• **Given task**
Quote all lines below exactly. Images stay out.

┄┄┄┄┄┄

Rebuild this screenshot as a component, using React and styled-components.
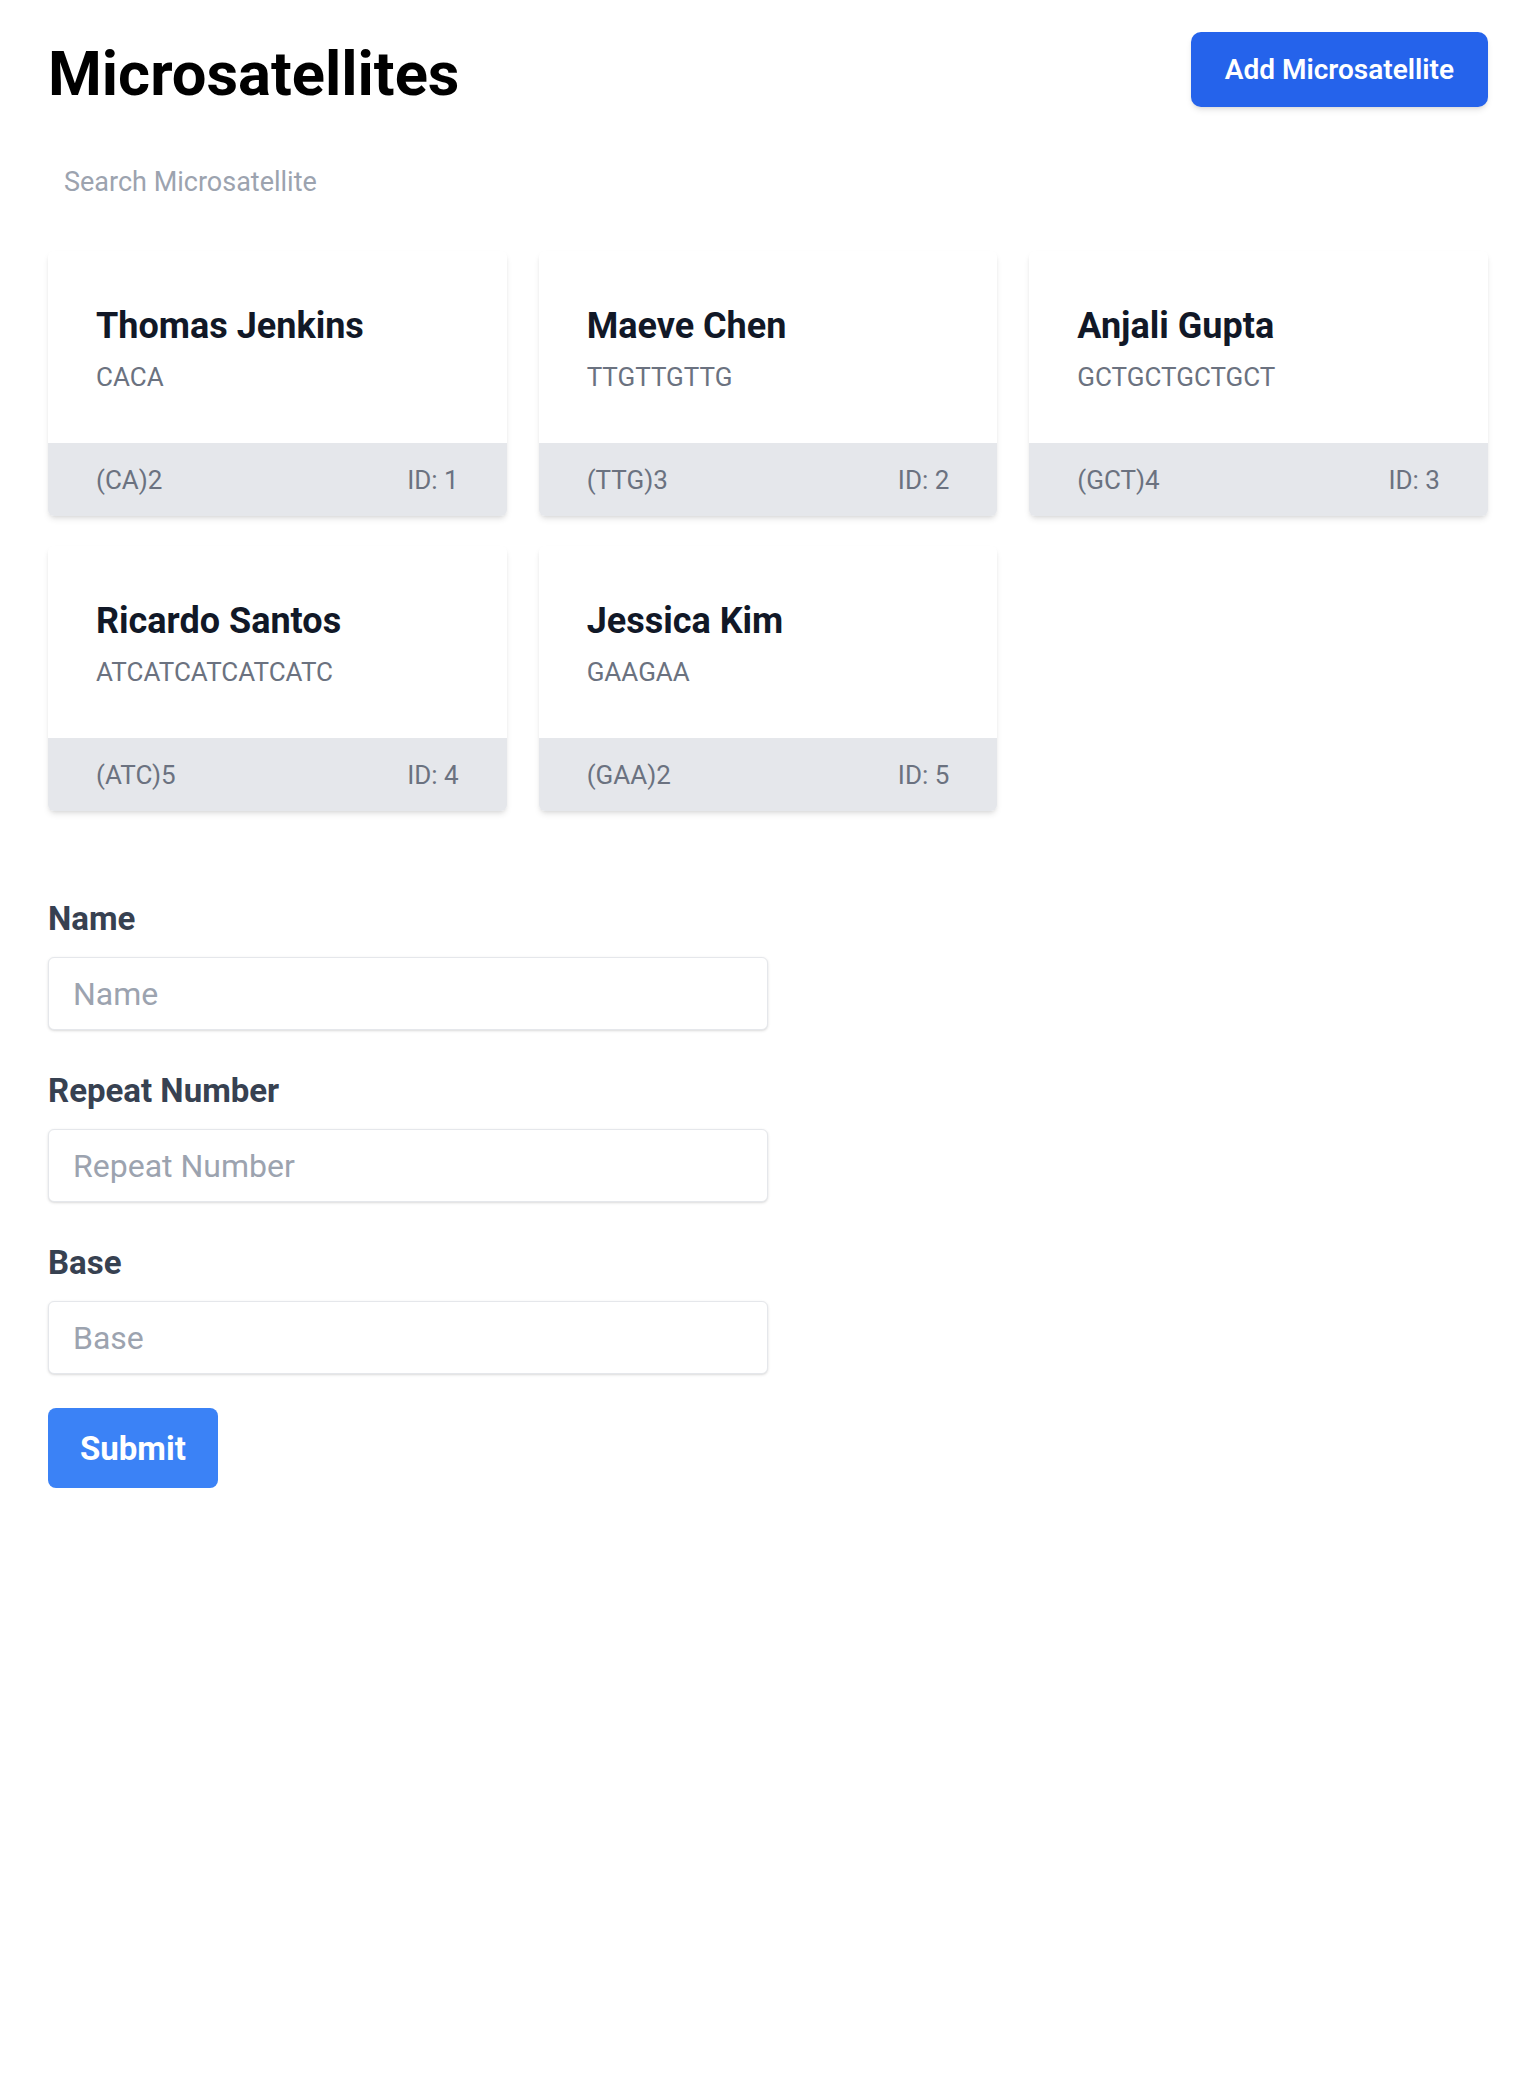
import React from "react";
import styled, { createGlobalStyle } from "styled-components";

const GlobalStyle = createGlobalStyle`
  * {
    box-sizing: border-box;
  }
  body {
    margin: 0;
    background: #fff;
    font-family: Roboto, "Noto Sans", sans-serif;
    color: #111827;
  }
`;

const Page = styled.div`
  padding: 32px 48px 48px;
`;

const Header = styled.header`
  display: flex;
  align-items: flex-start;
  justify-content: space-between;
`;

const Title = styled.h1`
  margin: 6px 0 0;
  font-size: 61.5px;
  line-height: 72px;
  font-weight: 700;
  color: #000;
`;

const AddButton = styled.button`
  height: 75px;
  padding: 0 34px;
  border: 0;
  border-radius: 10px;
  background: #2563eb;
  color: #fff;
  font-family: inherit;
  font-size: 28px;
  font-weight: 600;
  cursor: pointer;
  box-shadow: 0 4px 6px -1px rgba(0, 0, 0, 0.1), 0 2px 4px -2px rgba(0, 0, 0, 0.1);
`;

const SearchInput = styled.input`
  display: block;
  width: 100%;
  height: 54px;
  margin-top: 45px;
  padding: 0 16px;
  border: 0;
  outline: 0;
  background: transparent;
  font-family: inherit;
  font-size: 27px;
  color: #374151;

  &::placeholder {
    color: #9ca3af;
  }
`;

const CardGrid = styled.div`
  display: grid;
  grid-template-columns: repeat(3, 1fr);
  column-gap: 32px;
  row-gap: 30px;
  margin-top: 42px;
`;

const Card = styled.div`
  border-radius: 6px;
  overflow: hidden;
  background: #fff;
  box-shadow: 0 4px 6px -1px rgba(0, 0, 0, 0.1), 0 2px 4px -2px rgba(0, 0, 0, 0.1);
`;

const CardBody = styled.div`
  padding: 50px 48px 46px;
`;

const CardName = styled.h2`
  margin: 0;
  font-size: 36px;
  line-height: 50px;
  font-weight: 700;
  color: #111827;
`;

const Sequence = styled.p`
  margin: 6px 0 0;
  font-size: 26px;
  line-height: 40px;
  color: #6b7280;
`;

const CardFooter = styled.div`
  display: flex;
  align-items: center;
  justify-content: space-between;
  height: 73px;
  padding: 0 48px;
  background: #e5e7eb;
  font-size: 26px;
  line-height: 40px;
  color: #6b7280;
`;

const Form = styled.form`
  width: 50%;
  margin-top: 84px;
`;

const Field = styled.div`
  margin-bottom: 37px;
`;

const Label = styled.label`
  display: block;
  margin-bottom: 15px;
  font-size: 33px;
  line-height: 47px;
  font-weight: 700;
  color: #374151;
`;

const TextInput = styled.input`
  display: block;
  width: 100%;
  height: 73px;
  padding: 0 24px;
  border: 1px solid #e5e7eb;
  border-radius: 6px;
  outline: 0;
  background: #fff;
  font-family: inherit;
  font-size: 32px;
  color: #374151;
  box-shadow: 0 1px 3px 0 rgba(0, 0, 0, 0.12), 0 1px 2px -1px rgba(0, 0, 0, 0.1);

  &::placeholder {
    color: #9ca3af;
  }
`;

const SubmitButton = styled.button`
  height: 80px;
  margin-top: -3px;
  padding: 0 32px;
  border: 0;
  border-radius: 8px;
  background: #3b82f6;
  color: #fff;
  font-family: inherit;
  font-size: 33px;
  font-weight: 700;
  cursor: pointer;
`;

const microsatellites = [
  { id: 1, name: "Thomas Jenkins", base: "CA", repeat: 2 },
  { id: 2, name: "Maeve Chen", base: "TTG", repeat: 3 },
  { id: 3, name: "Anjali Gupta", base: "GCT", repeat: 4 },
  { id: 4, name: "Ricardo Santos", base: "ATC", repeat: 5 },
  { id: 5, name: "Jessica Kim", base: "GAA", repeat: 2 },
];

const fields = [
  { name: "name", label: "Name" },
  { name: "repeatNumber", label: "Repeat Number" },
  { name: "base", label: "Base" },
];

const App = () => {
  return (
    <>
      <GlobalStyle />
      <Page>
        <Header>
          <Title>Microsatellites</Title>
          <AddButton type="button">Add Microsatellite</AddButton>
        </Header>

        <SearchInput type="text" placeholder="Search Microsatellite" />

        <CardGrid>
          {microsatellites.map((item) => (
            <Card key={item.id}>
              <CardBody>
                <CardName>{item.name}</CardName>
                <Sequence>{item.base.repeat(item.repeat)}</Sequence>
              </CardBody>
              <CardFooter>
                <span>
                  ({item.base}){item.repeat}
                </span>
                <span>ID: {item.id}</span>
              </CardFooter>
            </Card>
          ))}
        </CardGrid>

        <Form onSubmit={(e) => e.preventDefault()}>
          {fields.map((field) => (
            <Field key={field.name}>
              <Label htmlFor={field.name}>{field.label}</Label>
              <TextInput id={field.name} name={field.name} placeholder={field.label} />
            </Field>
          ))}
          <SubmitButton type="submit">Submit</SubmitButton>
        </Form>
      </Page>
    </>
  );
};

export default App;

┄┄┄┄┄┄

• **Solution to the problem**
Rebuild this screenshot as a component, using React and styled-components.
import React from "react";
import styled, { createGlobalStyle } from "styled-components";

const GlobalStyle = createGlobalStyle`
  * {
    box-sizing: border-box;
  }
  body {
    margin: 0;
    background: #fff;
    font-family: Roboto, "Noto Sans", sans-serif;
    color: #111827;
  }
`;

const Page = styled.div`
  padding: 32px 48px 48px;
`;

const Header = styled.header`
  display: flex;
  align-items: flex-start;
  justify-content: space-between;
`;

const Title = styled.h1`
  margin: 6px 0 0;
  font-size: 61.5px;
  line-height: 72px;
  font-weight: 700;
  color: #000;
`;

const AddButton = styled.button`
  height: 75px;
  padding: 0 34px;
  border: 0;
  border-radius: 10px;
  background: #2563eb;
  color: #fff;
  font-family: inherit;
  font-size: 28px;
  font-weight: 600;
  cursor: pointer;
  box-shadow: 0 4px 6px -1px rgba(0, 0, 0, 0.1), 0 2px 4px -2px rgba(0, 0, 0, 0.1);
`;

const SearchInput = styled.input`
  display: block;
  width: 100%;
  height: 54px;
  margin-top: 45px;
  padding: 0 16px;
  border: 0;
  outline: 0;
  background: transparent;
  font-family: inherit;
  font-size: 27px;
  color: #374151;

  &::placeholder {
    color: #9ca3af;
  }
`;

const CardGrid = styled.div`
  display: grid;
  grid-template-columns: repeat(3, 1fr);
  column-gap: 32px;
  row-gap: 30px;
  margin-top: 42px;
`;

const Card = styled.div`
  border-radius: 6px;
  overflow: hidden;
  background: #fff;
  box-shadow: 0 4px 6px -1px rgba(0, 0, 0, 0.1), 0 2px 4px -2px rgba(0, 0, 0, 0.1);
`;

const CardBody = styled.div`
  padding: 50px 48px 46px;
`;

const CardName = styled.h2`
  margin: 0;
  font-size: 36px;
  line-height: 50px;
  font-weight: 700;
  color: #111827;
`;

const Sequence = styled.p`
  margin: 6px 0 0;
  font-size: 26px;
  line-height: 40px;
  color: #6b7280;
`;

const CardFooter = styled.div`
  display: flex;
  align-items: center;
  justify-content: space-between;
  height: 73px;
  padding: 0 48px;
  background: #e5e7eb;
  font-size: 26px;
  line-height: 40px;
  color: #6b7280;
`;

const Form = styled.form`
  width: 50%;
  margin-top: 84px;
`;

const Field = styled.div`
  margin-bottom: 37px;
`;

const Label = styled.label`
  display: block;
  margin-bottom: 15px;
  font-size: 33px;
  line-height: 47px;
  font-weight: 700;
  color: #374151;
`;

const TextInput = styled.input`
  display: block;
  width: 100%;
  height: 73px;
  padding: 0 24px;
  border: 1px solid #e5e7eb;
  border-radius: 6px;
  outline: 0;
  background: #fff;
  font-family: inherit;
  font-size: 32px;
  color: #374151;
  box-shadow: 0 1px 3px 0 rgba(0, 0, 0, 0.12), 0 1px 2px -1px rgba(0, 0, 0, 0.1);

  &::placeholder {
    color: #9ca3af;
  }
`;

const SubmitButton = styled.button`
  height: 80px;
  margin-top: -3px;
  padding: 0 32px;
  border: 0;
  border-radius: 8px;
  background: #3b82f6;
  color: #fff;
  font-family: inherit;
  font-size: 33px;
  font-weight: 700;
  cursor: pointer;
`;

const microsatellites = [
  { id: 1, name: "Thomas Jenkins", base: "CA", repeat: 2 },
  { id: 2, name: "Maeve Chen", base: "TTG", repeat: 3 },
  { id: 3, name: "Anjali Gupta", base: "GCT", repeat: 4 },
  { id: 4, name: "Ricardo Santos", base: "ATC", repeat: 5 },
  { id: 5, name: "Jessica Kim", base: "GAA", repeat: 2 },
];

const fields = [
  { name: "name", label: "Name" },
  { name: "repeatNumber", label: "Repeat Number" },
  { name: "base", label: "Base" },
];

const App = () => {
  return (
    <>
      <GlobalStyle />
      <Page>
        <Header>
          <Title>Microsatellites</Title>
          <AddButton type="button">Add Microsatellite</AddButton>
        </Header>

        <SearchInput type="text" placeholder="Search Microsatellite" />

        <CardGrid>
          {microsatellites.map((item) => (
            <Card key={item.id}>
              <CardBody>
                <CardName>{item.name}</CardName>
                <Sequence>{item.base.repeat(item.repeat)}</Sequence>
              </CardBody>
              <CardFooter>
                <span>
                  ({item.base}){item.repeat}
                </span>
                <span>ID: {item.id}</span>
              </CardFooter>
            </Card>
          ))}
        </CardGrid>

        <Form onSubmit={(e) => e.preventDefault()}>
          {fields.map((field) => (
            <Field key={field.name}>
              <Label htmlFor={field.name}>{field.label}</Label>
              <TextInput id={field.name} name={field.name} placeholder={field.label} />
            </Field>
          ))}
          <SubmitButton type="submit">Submit</SubmitButton>
        </Form>
      </Page>
    </>
  );
};

export default App;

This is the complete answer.